There was more, much more, but who can remember it all? Watching Rob Halford interviewed on the Pepsi Power Hour, recording it, and watching it over and over again. Seeing new Van Halen (“When It’s Love”) on TV. Suffering through rumours of Kiss breaking up. Looking for the latest Def Leppard 7″ singles at Zellers. So many memories, jumbled and out of order, hard to keep all straight.
The summer ended on a high, but what I didn’t know is that was only a precursor to my happiest school year, grade 11. Hair metal was peaking but it was about to get even bigger in ’89. Everything was in sync. Summer, music, school — all extraordinary in 1988.
1988, I was in college and working and having fun. I remember getting Hysteria (CD & Cassette as the car needed a tape), Long Cold Winter, but no Ram It Down as you know I wasn’t in to Priest back then. Good times. Thanks for sharing.
We’re lucky enough to still have a working NES – those Mario games are timeless.
I don’t have Mike Tyson’s punchout though, may have to invest!
sound like a amazing summer…Nice story thanks.
I don’t know him but the articles say he was unvaxxed. Maybe some good will come from this and some stubborn metalheads will realize this is serious.

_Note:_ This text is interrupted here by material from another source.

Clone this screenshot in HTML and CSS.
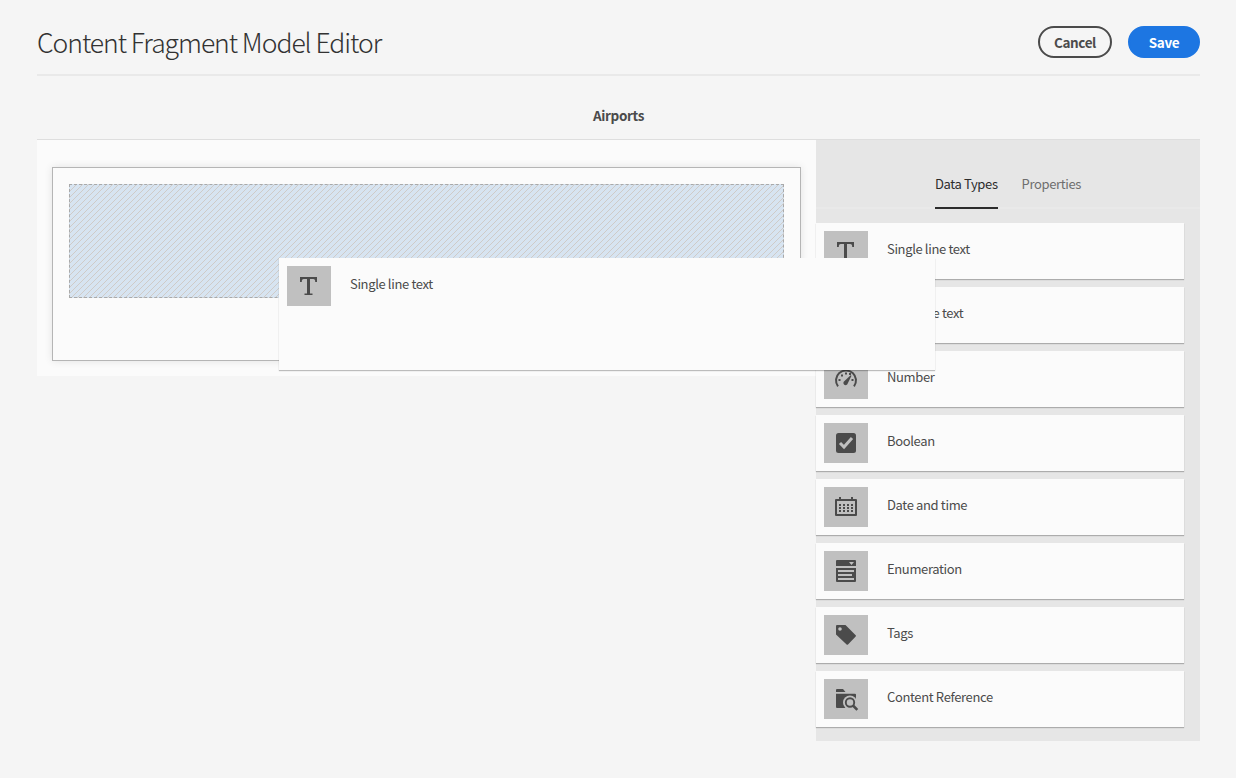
FILE: index.html
```html
<!DOCTYPE html>
<html lang="en">
<head>
<meta charset="utf-8">
<title>Content Fragment Model Editor</title>
<link rel="stylesheet" href="styles.css">
</head>
<body>
<svg class="sprite" aria-hidden="true">
  <symbol id="i-text" viewBox="0 0 44 40"><path d="M13 11h17v5h-1.800c0-2.300-.5-3-2-3h-3.200v14.500h2.500V29h-8v-1.500h2.500V13h-3.200c-1.500 0-2 .7-2 3H13z"/></symbol>
  <symbol id="i-number" viewBox="0 0 44 40"><path fill="none" stroke="currentColor" stroke-width="2" d="M14 27.400a10 10 0 1 1 16 0"/><path d="M26.600 16.200l.9.600-3.800 7.700a2.200 2.200 0 1 1-3.200-2.500zM14.500 20h2v2h-2zM17 15.500h2v2h-2zM21 13.500h2v2h-2zM27.500 20h2v2h-2zM25 14h2v2h-2z"/></symbol>
  <symbol id="i-boolean" viewBox="0 0 44 40"><rect x="12" y="10" width="20" height="20" rx="2.500"/><path fill="none" stroke="#c0c0c0" stroke-width="3" d="M16 20l4 4 8-9"/></symbol>
  <symbol id="i-date" viewBox="0 0 44 40"><path fill-rule="evenodd" d="M12 12h3v-2h2v2h10v-2h2v2h3q1 0 1 1v15q0 1-1 1H12q-1 0-1-1V13q0-1 1-1zm1 2v13h18V14z"/><path fill="none" stroke="currentColor" stroke-width="2" stroke-dasharray="2" d="M15 18h14M15 21h14M15 24h14"/></symbol>
  <symbol id="i-enum" viewBox="0 0 44 40"><path fill-rule="evenodd" d="M13 9h18q1 0 1 1v5H12v-5q0-1 1-1zm12 2l2.500 3 2.500-3zM12 17h20v13q0 1-1 1H13q-1 0-1-1zm2 2v2h16v-2zm0 4v2h14v-2zm0 4v2h16v-2z"/></symbol>
  <symbol id="i-tag" viewBox="0 0 44 40"><path fill-rule="evenodd" d="M12 11q0-1 1-1h8.500l10.200 10.200q.6.600 0 1.200L24 29.500q-.7.700-1.400 0L12 19.500zm4 1.200a1.800 1.800 0 1 0 0 3.600 1.800 1.800 0 0 0 0-3.600z"/></symbol>
  <symbol id="i-ref" viewBox="0 0 44 40"><path d="M12 11q0-1 1-1h6l2.500 3H12zM12 14.800h19q1 0 1 1V29H13q-1 0-1-1z"/><circle cx="26" cy="23.500" r="7" fill="#c0c0c0"/><path fill="#c0c0c0" d="M26 24h8v6h-13z"/><circle cx="26" cy="23.500" r="4.200" fill="#c0c0c0" stroke="currentColor" stroke-width="1.900"/><path stroke="currentColor" stroke-width="2.600" d="M29 26.500l4.300 4.300"/></symbol>
</svg>
<main class="page">
  <header class="header">
    <h1 class="title">Content Fragment Model Editor</h1>
    <div class="actions">
      <button class="button">Cancel</button>
      <button class="button primary">Save</button>
    </div>
  </header>
  <h2 class="model-name">Airports</h2>
  <div class="editor">
    <section class="canvas">
      <div class="fields"><div class="placeholder"></div></div>
    </section>
    <aside class="side">
      <nav class="tabs"><span class="tab selected">Data Types</span><span class="tab">Properties</span></nav>
      <div class="types">
        <div class="card"><svg class="icon"><use href="#i-text"/></svg><span class="label">Single line text</span></div>
        <div class="card"><svg class="icon"><use href="#i-text"/></svg><span class="label">Multi line text</span></div>
        <div class="card"><svg class="icon"><use href="#i-number"/></svg><span class="label">Number</span></div>
        <div class="card"><svg class="icon"><use href="#i-boolean"/></svg><span class="label">Boolean</span></div>
        <div class="card"><svg class="icon"><use href="#i-date"/></svg><span class="label">Date and time</span></div>
        <div class="card"><svg class="icon"><use href="#i-enum"/></svg><span class="label">Enumeration</span></div>
        <div class="card"><svg class="icon"><use href="#i-tag"/></svg><span class="label">Tags</span></div>
        <div class="card"><svg class="icon"><use href="#i-ref"/></svg><span class="label">Content Reference</span></div>
      </div>
    </aside>
  </div>
</main>
<div class="card dragged"><svg class="icon"><use href="#i-text"/></svg><span class="label">Single line text</span></div>
</body>
</html>
```
FILE: styles.css
```css
* { box-sizing: border-box; }
body {
  margin: 0;
  height: 778px;
  overflow: hidden;
  background: #f5f5f5;
  color: #4b4b4b;
  font-family: "Noto Sans CJK SC", "Open Sans", sans-serif;
  font-size: 13px;
  letter-spacing: -.36px;
}
.sprite { display: none; }
.page { padding: 0 36px 0 37px; }
.header {
  display: flex;
  justify-content: space-between;
  height: 76px;
  padding-top: 26px;
  border-bottom: 2px solid #e9e9e9;
}
.title {
  margin: 0;
  color: #323232;
  font-size: 26.500px;
  font-weight: 300;
  letter-spacing: -1.040px;
  line-height: 31px;
  white-space: nowrap;
}
.actions { display: flex; gap: 16px; }
.button {
  width: 74px;
  height: 32px;
  padding: 0 0 1px;
  border: 2px solid #4b4b4b;
  border-radius: 16px;
  background: transparent;
  color: #4b4b4b;
  font: 700 13.500px/26px "Noto Sans CJK SC", "Open Sans", sans-serif;
  letter-spacing: -.400px;
}
.primary { width: 72px; border-color: #1d76e2; background: #1d76e2; color: #fff; }
.model-name {
  height: 63px;
  margin: 0;
  padding-top: 29px;
  font-size: 13.500px;
  font-weight: 600;
  line-height: 20px;
  text-align: center;
}
.editor { display: flex; align-items: flex-start; }
.canvas {
  width: 779px;
  height: 237px;
  padding: 27px 15px 15px;
  border-top: 1px solid #dedede;
  background: #fbfbfb;
}
.fields {
  width: 749px;
  height: 194px;
  padding: 16px;
  border: 1px solid #b5b5b5;
  box-shadow: 0 0 8px rgba(0, 0, 0, .1);
}
.placeholder {
  height: 114px;
  border: 1px dashed #a9a9a9;
  background: #d7e4f1 linear-gradient(135deg, transparent 45%, #cfcbc8 45%, #cfcbc8 55%, transparent 55%) 0 0 / 6px 6px;
}
.side {
  width: 384px;
  height: 602px;
  border-top: 1px solid #dedede;
  background: #e6e6e6;
}
.tabs {
  display: flex;
  justify-content: center;
  gap: 24px;
  height: 69px;
  padding-top: 33px;
  border-bottom: 2px solid #e9e9e9;
  line-height: 22px;
}
.tab { height: 36px; color: #6e6e6e; }
.selected { border-bottom: 2px solid #2c2c2c; color: #2c2c2c; }
.types { display: grid; gap: 8px; width: 368px; padding-top: 14px; }
.card {
  display: flex;
  gap: 19px;
  height: 56px;
  padding: 8px;
  background: #fbfbfb;
  box-shadow: 0 1px 1px rgba(0, 0, 0, .25);
}
.icon { width: 44px; height: 40px; background: #c0c0c0; color: #4b4b4b; fill: currentColor; }
.label { line-height: 35px; white-space: nowrap; }
.dragged { position: absolute; left: 279px; top: 258px; width: 656px; height: 112px; }
```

You had a fantastic summer in 1988! The best news I had that summer was that I was going to be a father for the first time. As you have shown, there were a lot of great albums in that year too.
I love hearing these stories of what it was like living through the late 80s, with the release of Judas Priest’s ‘Ram It Down,’ Cinderella’s ‘Long Cold Winter,’ and when ‘Hysteria’ was all over the radio! I get to live through those wonderful times through your stories!
You are slowly compiling an autobiography, with these excellent posts. Very cool. When I hit 16 in 1990, I had all three of those things – a wee job, a girlfriend, and my driver’s license. Where I lived, in the country, though, a car was necessity for everything, so it wasn’t even a debate about it.